PROBLEM DESCRIPTION: Leaving out every picture, retype the lines below from the top through the one that contains "const points = totals.map((v, i)".

═════ DATA PROVIDED ═════

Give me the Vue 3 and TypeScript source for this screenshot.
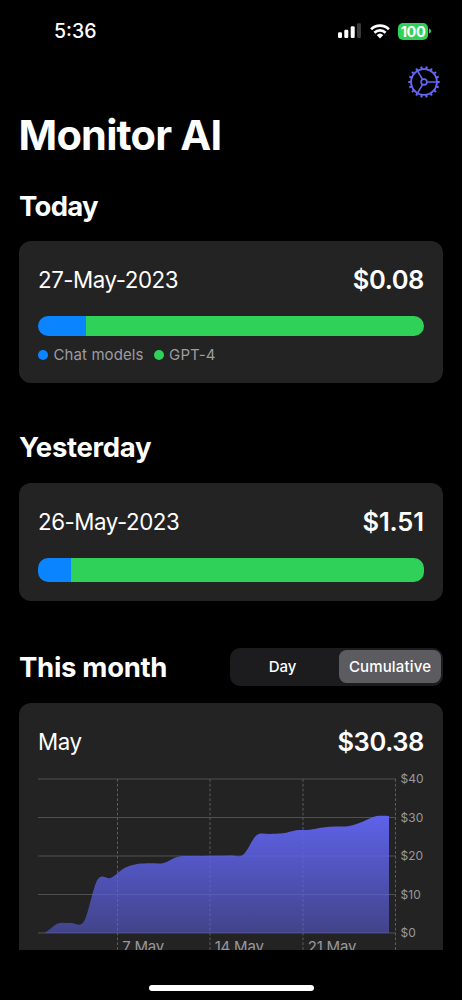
<script setup lang="ts">
interface Segment {
  name: string
  color: string
  share: number
}

interface DayUsage {
  id: string
  title: string
  date: string
  amount: string
  segments: Segment[]
  legend: boolean
}

const days: DayUsage[] = [
  {
    id: 'today',
    title: 'Today',
    date: '27-May-2023',
    amount: '$0.08',
    segments: [
      { name: 'Chat models', color: '#0a84ff', share: 12.5 },
      { name: 'GPT-4', color: '#30d158', share: 87.5 },
    ],
    legend: true,
  },
  {
    id: 'yesterday',
    title: 'Yesterday',
    date: '26-May-2023',
    amount: '$1.51',
    segments: [
      { name: 'Chat models', color: '#0a84ff', share: 8.6 },
      { name: 'GPT-4', color: '#30d158', share: 91.4 },
    ],
    legend: false,
  },
]

// Chart geometry, in the svg's own units
const top = 6
const bottom = 160
const stepX = 13.25
const startX = 6.5
const toY = (usd: number): number => bottom - (usd / 40) * (bottom - top)

const ticks = [40, 30, 20, 10, 0]
const weeks = [
  { x: 79.5, label: '7 May' },
  { x: 172, label: '14 May' },
  { x: 265, label: '21 May' },
  { x: 357.5, label: '' },
]

const totals = [
  0.1, 2.5, 2.6, 3.1, 13.8, 14.3, 16.8, 17.9, 18.1, 18.2, 19.75, 20, 20, 20.05,
  20.1, 20.4, 25.4, 25.7, 25.9, 26.7, 26.8, 27.4, 27.65, 27.8, 28.9, 30.3, 30.4,
]

const points = totals.map((v, i) => ({ x: startX + i * stepX, y: toY(v) }))

function curve(): string {
  const at = (i: number) => points[Math.max(0, Math.min(points.length - 1, i))]
  let d = `M${points[0].x} ${bottom}L${points[0].x} ${points[0].y}`
  for (let i = 0; i < points.length - 1; i++) {
    const a = at(i - 1)
    const b = at(i)
    const c = at(i + 1)
    const e = at(i + 2)
    d += `C${b.x + stepX / 3} ${b.y + (c.y - a.y) / 6} ${c.x - stepX / 3} ${c.y - (e.y - b.y) / 6} ${c.x} ${c.y}`
  }
  return `${d}V${bottom}Z`
}

const area = curve()
const teeth = Array.from({ length: 18 }, (_, i) => i * 20)
</script>

<template>
  <div class="screen">
    <header class="status">
      <span class="clock">5:36</span>
      <div class="indicators">
        <svg class="signal" width="24" height="16" viewBox="0 0 24 16">
          <rect x="0" y="9.3" width="4" height="5.6" rx="1.2" fill="#fff" />
          <rect x="6.3" y="6.8" width="4" height="8.1" rx="1.2" fill="#fff" />
          <rect x="12.7" y="3.3" width="4" height="11.6" rx="1.2" fill="#fff" />
          <rect x="19" y="0.3" width="4" height="14.6" rx="1.2" fill="#3a3a3a" />
        </svg>
        <svg class="wifi" width="20" height="15" viewBox="0 0 20 15">
          <g fill="none" stroke="#fff" stroke-width="2.7">
            <path d="M1.1 5.3A12.7 12.7 0 0 1 18.9 5.3" />
            <path d="M4.4 8.7A8 8 0 0 1 15.6 8.7" />
          </g>
          <path d="M6.7 11.1A4.8 4.8 0 0 1 13.3 11.1L10 14.5Z" fill="#fff" />
        </svg>
        <div class="battery"><span>100</span></div>
        <svg class="cap" width="3" height="6" viewBox="0 0 3 6">
          <path d="M0 0.6Q2.2 1.2 2.2 3T0 5.4Z" fill="#30d158" />
        </svg>
      </div>
    </header>

    <div class="toolbar">
      <svg width="34" height="34" viewBox="-17 -17 34 34">
        <g fill="none" stroke="#6468f2">
          <circle r="12.9" stroke-width="1.9" />
          <circle r="2.9" stroke-width="1.6" />
          <path d="M3 0H13M-1.5 -2.6L-6.5 -11.2M-1.5 2.6L-6.5 11.2" stroke-width="1.6" />
          <path v-for="t in teeth" :key="t" d="M13 0H15.7" stroke-width="2" :transform="`rotate(${t})`" />
        </g>
      </svg>
    </div>

    <h1>Monitor AI</h1>

    <main>
      <section v-for="day in days" :key="day.id" :class="day.id">
        <h2>{{ day.title }}</h2>
        <div class="card">
          <div class="row">
            <span class="date">{{ day.date }}</span>
            <span class="amount">{{ day.amount }}</span>
          </div>
          <div class="bar">
            <i
              v-for="s in day.segments"
              :key="s.name"
              :style="{ width: s.share + '%', background: s.color }"
            ></i>
          </div>
          <ul v-if="day.legend" class="legend">
            <li v-for="s in day.segments" :key="s.name">
              <b :style="{ background: s.color }"></b>{{ s.name }}
            </li>
          </ul>
        </div>
      </section>

      <section class="month">
        <div class="heading">
          <h2>This month</h2>
          <div class="segmented">
            <button type="button">Day</button>
            <button type="button" class="selected">Cumulative</button>
          </div>
        </div>
        <div class="card">
          <div class="row">
            <span class="date">May</span>
            <span class="amount">$30.38</span>
          </div>
          <svg class="chart" width="405" height="190" viewBox="0 0 405 190">
            <defs>
              <linearGradient id="fill" x1="0" y1="0" x2="0" y2="1">
                <stop offset="0" stop-color="#5e62e8" />
                <stop offset="1" stop-color="#5e62e8" stop-opacity="0.52" />
              </linearGradient>
            </defs>
            <line
              v-for="t in ticks"
              :key="t"
              x1="0"
              x2="358"
              :y1="toY(t)"
              :y2="toY(t)"
              stroke="#505052"
              stroke-width="1.2"
            />
            <line
              v-for="w in weeks"
              :key="w.x"
              :x1="w.x"
              :x2="w.x"
              :y1="top"
              y2="190"
              stroke="#5c5c5e"
              stroke-dasharray="2.8 2"
            />
            <path :d="area" fill="url(#fill)" />
            <text v-for="t in ticks" :key="t" class="tick" x="362.6" :y="toY(t) + 4.2">${{ t }}</text>
            <text v-for="w in weeks" :key="w.x" class="week" :x="w.x + 4.7" y="179">{{ w.label }}</text>
          </svg>
        </div>
      </section>
    </main>

    <footer><div class="home"></div></footer>
  </div>
</template>

<style>
html,
body {
  background: #000;
}
</style>

<style scoped>
.screen {
  display: flex;
  flex-direction: column;
  width: 462px;
  height: 1000px;
  overflow: hidden;
  background: #000;
  color: #fff;
  font-family: Inter, "Liberation Sans", sans-serif;
}
.status {
  display: flex;
  justify-content: space-between;
  align-items: center;
  flex: none;
  height: 62px;
  padding: 0 30px 0 54px;
  box-sizing: border-box;
}
.clock {
  font-size: 19.5px;
  font-weight: 500;
  letter-spacing: 0;
}
.indicators {
  display: flex;
  align-items: center;
}
.wifi {
  margin-left: 8px;
}
.battery {
  width: 30px;
  height: 17px;
  margin-left: 8.5px;
  border-radius: 5px;
  background: #30d158;
  font-size: 14.5px;
  font-weight: 700;
  line-height: 17px;
  letter-spacing: -0.4px;
  text-align: center;
}
.cap {
  margin-left: 1px;
}
.toolbar {
  display: flex;
  justify-content: flex-end;
  flex: none;
  height: 48px;
  padding: 2.7px 20.7px 0 0;
  box-sizing: border-box;
}
h1,
h2 {
  margin: 0;
  font-weight: 700;
}
h1 {
  flex: none;
  height: 52px;
  padding-left: 18.6px;
  font-size: 41.5px;
  line-height: 51px;
  letter-spacing: -0.8px;
}
main {
  height: 788px;
  flex: none;
  overflow: hidden;
  padding: 0 19px;
}
h2 {
  font-size: 27.5px;
  line-height: 34px;
  letter-spacing: -0.3px;
}
.today h2 {
  letter-spacing: -0.7px;
}
.today {
  padding-top: 26.5px;
}
.yesterday {
  padding-top: 47.5px;
}
.card {
  margin-top: 18.5px;
  padding: 19px 19px 0;
  border-radius: 12px;
  background: #232323;
  box-sizing: border-box;
}
.today .card {
  height: 141.5px;
}
.yesterday .card {
  height: 118px;
}
.row {
  display: flex;
  justify-content: space-between;
  align-items: center;
  height: 39px;
}
.date {
  font-size: 22.3px;
  letter-spacing: -0.45px;
}
.amount {
  font-size: 25.5px;
  font-weight: 600;
  letter-spacing: -0.4px;
}
.yesterday .amount {
  letter-spacing: -0.1px;
}
.bar {
  display: flex;
  height: 20px;
  margin-top: 17px;
  border-radius: 10px;
  overflow: hidden;
}
.yesterday .bar {
  height: 24px;
}
.legend {
  display: flex;
  gap: 10px;
  margin: 9px 0 0;
  padding: 0;
  list-style: none;
  color: #9c9ca1;
  font-size: 15px;
  line-height: 20px;
  letter-spacing: 0.1px;
}
.legend li {
  display: flex;
  align-items: center;
}
.legend b {
  width: 10px;
  height: 10px;
  margin-right: 5.5px;
  border-radius: 50%;
}
.month {
  padding-top: 47px;
}
.heading {
  display: flex;
  justify-content: space-between;
  align-items: center;
  height: 38px;
}
.segmented {
  display: flex;
  width: 213px;
  height: 38px;
  padding: 2.5px 2px 2.5px 4px;
  border-radius: 10px;
  background: #1c1c1e;
  box-sizing: border-box;
}
button {
  flex: 1;
  padding: 0 8px 0 0;
  border: 0;
  border-radius: 7.5px;
  background: none;
  color: #fff;
  font: 500 15px Inter, "Liberation Sans", sans-serif;
}
.selected {
  flex: 0 0 102px;
  padding: 0;
  background: #5b5b60;
  letter-spacing: 0.15px;
}
.month .card {
  height: 300px;
  margin-top: 17.5px;
  padding-right: 0;
}
.month .row {
  margin-right: 19px;
}
.chart {
  display: block;
  margin-top: 11.5px;
}
.tick {
  fill: #98989d;
  font-size: 12px;
}
.week {
  fill: #98989d;
  font-size: 15px;
  letter-spacing: -0.2px;
}
footer {
  display: flex;
  justify-content: center;
  padding-top: 34.5px;
}
.home {
  width: 165px;
  height: 6px;
  border-radius: 3px;
  background: #fff;
}
</style>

═════

COMPLETE OUTPUT:
Give me the Vue 3 and TypeScript source for this screenshot.
<script setup lang="ts">
interface Segment {
  name: string
  color: string
  share: number
}

interface DayUsage {
  id: string
  title: string
  date: string
  amount: string
  segments: Segment[]
  legend: boolean
}

const days: DayUsage[] = [
  {
    id: 'today',
    title: 'Today',
    date: '27-May-2023',
    amount: '$0.08',
    segments: [
      { name: 'Chat models', color: '#0a84ff', share: 12.5 },
      { name: 'GPT-4', color: '#30d158', share: 87.5 },
    ],
    legend: true,
  },
  {
    id: 'yesterday',
    title: 'Yesterday',
    date: '26-May-2023',
    amount: '$1.51',
    segments: [
      { name: 'Chat models', color: '#0a84ff', share: 8.6 },
      { name: 'GPT-4', color: '#30d158', share: 91.4 },
    ],
    legend: false,
  },
]

// Chart geometry, in the svg's own units
const top = 6
const bottom = 160
const stepX = 13.25
const startX = 6.5
const toY = (usd: number): number => bottom - (usd / 40) * (bottom - top)

const ticks = [40, 30, 20, 10, 0]
const weeks = [
  { x: 79.5, label: '7 May' },
  { x: 172, label: '14 May' },
  { x: 265, label: '21 May' },
  { x: 357.5, label: '' },
]

const totals = [
  0.1, 2.5, 2.6, 3.1, 13.8, 14.3, 16.8, 17.9, 18.1, 18.2, 19.75, 20, 20, 20.05,
  20.1, 20.4, 25.4, 25.7, 25.9, 26.7, 26.8, 27.4, 27.65, 27.8, 28.9, 30.3, 30.4,
]

const points = totals.map((v, i) => ({ x: startX + i * stepX, y: toY(v) }))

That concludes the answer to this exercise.